§ DIRECTIONS FOR THIS TASK:
Reproduce the material in full, exactly as written.

§ DATA LINES:
★ ★ ★ ★ ★

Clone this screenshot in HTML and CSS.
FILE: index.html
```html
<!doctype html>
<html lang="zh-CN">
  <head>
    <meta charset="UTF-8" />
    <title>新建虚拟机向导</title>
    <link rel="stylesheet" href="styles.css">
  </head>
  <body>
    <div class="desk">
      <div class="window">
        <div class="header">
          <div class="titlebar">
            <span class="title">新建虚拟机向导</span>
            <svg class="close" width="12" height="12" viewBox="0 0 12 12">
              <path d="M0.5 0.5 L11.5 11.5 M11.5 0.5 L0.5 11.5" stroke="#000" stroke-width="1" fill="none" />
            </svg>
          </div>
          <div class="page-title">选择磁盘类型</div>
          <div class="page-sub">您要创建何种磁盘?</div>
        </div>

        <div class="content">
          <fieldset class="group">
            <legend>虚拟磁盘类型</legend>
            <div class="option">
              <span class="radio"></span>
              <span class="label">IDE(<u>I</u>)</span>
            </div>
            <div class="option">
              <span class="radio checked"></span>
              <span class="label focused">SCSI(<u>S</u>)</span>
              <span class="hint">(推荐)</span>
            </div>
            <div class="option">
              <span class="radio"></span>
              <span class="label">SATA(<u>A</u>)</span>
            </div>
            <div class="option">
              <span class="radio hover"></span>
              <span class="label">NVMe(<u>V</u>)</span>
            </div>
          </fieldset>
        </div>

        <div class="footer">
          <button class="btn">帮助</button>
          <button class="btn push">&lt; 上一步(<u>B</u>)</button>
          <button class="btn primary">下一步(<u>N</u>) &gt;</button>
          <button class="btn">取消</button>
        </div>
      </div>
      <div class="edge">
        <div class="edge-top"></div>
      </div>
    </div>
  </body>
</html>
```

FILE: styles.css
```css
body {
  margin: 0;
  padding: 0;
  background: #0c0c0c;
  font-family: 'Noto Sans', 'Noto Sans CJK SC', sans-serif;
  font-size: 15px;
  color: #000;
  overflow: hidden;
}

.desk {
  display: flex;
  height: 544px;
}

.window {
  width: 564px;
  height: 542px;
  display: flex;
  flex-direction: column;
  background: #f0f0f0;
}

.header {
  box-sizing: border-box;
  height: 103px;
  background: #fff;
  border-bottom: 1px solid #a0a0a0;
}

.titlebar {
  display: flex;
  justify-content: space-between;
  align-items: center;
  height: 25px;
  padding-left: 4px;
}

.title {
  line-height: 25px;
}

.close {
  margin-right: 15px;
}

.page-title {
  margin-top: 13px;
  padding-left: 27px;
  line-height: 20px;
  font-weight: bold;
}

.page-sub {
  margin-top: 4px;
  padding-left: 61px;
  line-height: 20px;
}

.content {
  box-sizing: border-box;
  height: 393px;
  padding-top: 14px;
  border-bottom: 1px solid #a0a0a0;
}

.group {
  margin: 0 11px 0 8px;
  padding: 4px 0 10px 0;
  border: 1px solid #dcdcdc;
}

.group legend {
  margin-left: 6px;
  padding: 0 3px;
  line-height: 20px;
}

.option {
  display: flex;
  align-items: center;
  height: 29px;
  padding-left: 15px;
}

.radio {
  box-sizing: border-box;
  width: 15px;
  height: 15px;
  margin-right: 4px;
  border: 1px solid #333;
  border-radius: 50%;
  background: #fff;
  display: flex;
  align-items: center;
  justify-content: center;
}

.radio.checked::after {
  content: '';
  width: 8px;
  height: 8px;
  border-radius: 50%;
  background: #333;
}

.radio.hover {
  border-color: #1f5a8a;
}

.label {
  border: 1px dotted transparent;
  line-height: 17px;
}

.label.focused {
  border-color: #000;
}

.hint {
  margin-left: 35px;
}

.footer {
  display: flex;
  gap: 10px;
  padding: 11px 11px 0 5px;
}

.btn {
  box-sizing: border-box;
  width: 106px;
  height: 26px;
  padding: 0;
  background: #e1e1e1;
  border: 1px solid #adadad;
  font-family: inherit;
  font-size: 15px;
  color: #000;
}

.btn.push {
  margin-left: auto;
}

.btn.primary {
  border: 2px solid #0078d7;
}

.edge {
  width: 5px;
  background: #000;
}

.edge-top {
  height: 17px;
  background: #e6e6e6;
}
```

★ ★ ★ ★ ★

§ RESPONSE BELOW:
Clone this screenshot in HTML and CSS.
FILE: index.html
```html
<!doctype html>
<html lang="zh-CN">
  <head>
    <meta charset="UTF-8" />
    <title>新建虚拟机向导</title>
    <link rel="stylesheet" href="styles.css">
  </head>
  <body>
    <div class="desk">
      <div class="window">
        <div class="header">
          <div class="titlebar">
            <span class="title">新建虚拟机向导</span>
            <svg class="close" width="12" height="12" viewBox="0 0 12 12">
              <path d="M0.5 0.5 L11.5 11.5 M11.5 0.5 L0.5 11.5" stroke="#000" stroke-width="1" fill="none" />
            </svg>
          </div>
          <div class="page-title">选择磁盘类型</div>
          <div class="page-sub">您要创建何种磁盘?</div>
        </div>

        <div class="content">
          <fieldset class="group">
            <legend>虚拟磁盘类型</legend>
            <div class="option">
              <span class="radio"></span>
              <span class="label">IDE(<u>I</u>)</span>
            </div>
            <div class="option">
              <span class="radio checked"></span>
              <span class="label focused">SCSI(<u>S</u>)</span>
              <span class="hint">(推荐)</span>
            </div>
            <div class="option">
              <span class="radio"></span>
              <span class="label">SATA(<u>A</u>)</span>
            </div>
            <div class="option">
              <span class="radio hover"></span>
              <span class="label">NVMe(<u>V</u>)</span>
            </div>
          </fieldset>
        </div>

        <div class="footer">
          <button class="btn">帮助</button>
          <button class="btn push">&lt; 上一步(<u>B</u>)</button>
          <button class="btn primary">下一步(<u>N</u>) &gt;</button>
          <button class="btn">取消</button>
        </div>
      </div>
      <div class="edge">
        <div class="edge-top"></div>
      </div>
    </div>
  </body>
</html>
```

FILE: styles.css
```css
body {
  margin: 0;
  padding: 0;
  background: #0c0c0c;
  font-family: 'Noto Sans', 'Noto Sans CJK SC', sans-serif;
  font-size: 15px;
  color: #000;
  overflow: hidden;
}

.desk {
  display: flex;
  height: 544px;
}

.window {
  width: 564px;
  height: 542px;
  display: flex;
  flex-direction: column;
  background: #f0f0f0;
}

.header {
  box-sizing: border-box;
  height: 103px;
  background: #fff;
  border-bottom: 1px solid #a0a0a0;
}

.titlebar {
  display: flex;
  justify-content: space-between;
  align-items: center;
  height: 25px;
  padding-left: 4px;
}

.title {
  line-height: 25px;
}

.close {
  margin-right: 15px;
}

.page-title {
  margin-top: 13px;
  padding-left: 27px;
  line-height: 20px;
  font-weight: bold;
}

.page-sub {
  margin-top: 4px;
  padding-left: 61px;
  line-height: 20px;
}

.content {
  box-sizing: border-box;
  height: 393px;
  padding-top: 14px;
  border-bottom: 1px solid #a0a0a0;
}

.group {
  margin: 0 11px 0 8px;
  padding: 4px 0 10px 0;
  border: 1px solid #dcdcdc;
}

.group legend {
  margin-left: 6px;
  padding: 0 3px;
  line-height: 20px;
}

.option {
  display: flex;
  align-items: center;
  height: 29px;
  padding-left: 15px;
}

.radio {
  box-sizing: border-box;
  width: 15px;
  height: 15px;
  margin-right: 4px;
  border: 1px solid #333;
  border-radius: 50%;
  background: #fff;
  display: flex;
  align-items: center;
  justify-content: center;
}

.radio.checked::after {
  content: '';
  width: 8px;
  height: 8px;
  border-radius: 50%;
  background: #333;
}

.radio.hover {
  border-color: #1f5a8a;
}

.label {
  border: 1px dotted transparent;
  line-height: 17px;
}

.label.focused {
  border-color: #000;
}

.hint {
  margin-left: 35px;
}

.footer {
  display: flex;
  gap: 10px;
  padding: 11px 11px 0 5px;
}

.btn {
  box-sizing: border-box;
  width: 106px;
  height: 26px;
  padding: 0;
  background: #e1e1e1;
  border: 1px solid #adadad;
  font-family: inherit;
  font-size: 15px;
  color: #000;
}

.btn.push {
  margin-left: auto;
}

.btn.primary {
  border: 2px solid #0078d7;
}

.edge {
  width: 5px;
  background: #000;
}

.edge-top {
  height: 17px;
  background: #e6e6e6;
}
```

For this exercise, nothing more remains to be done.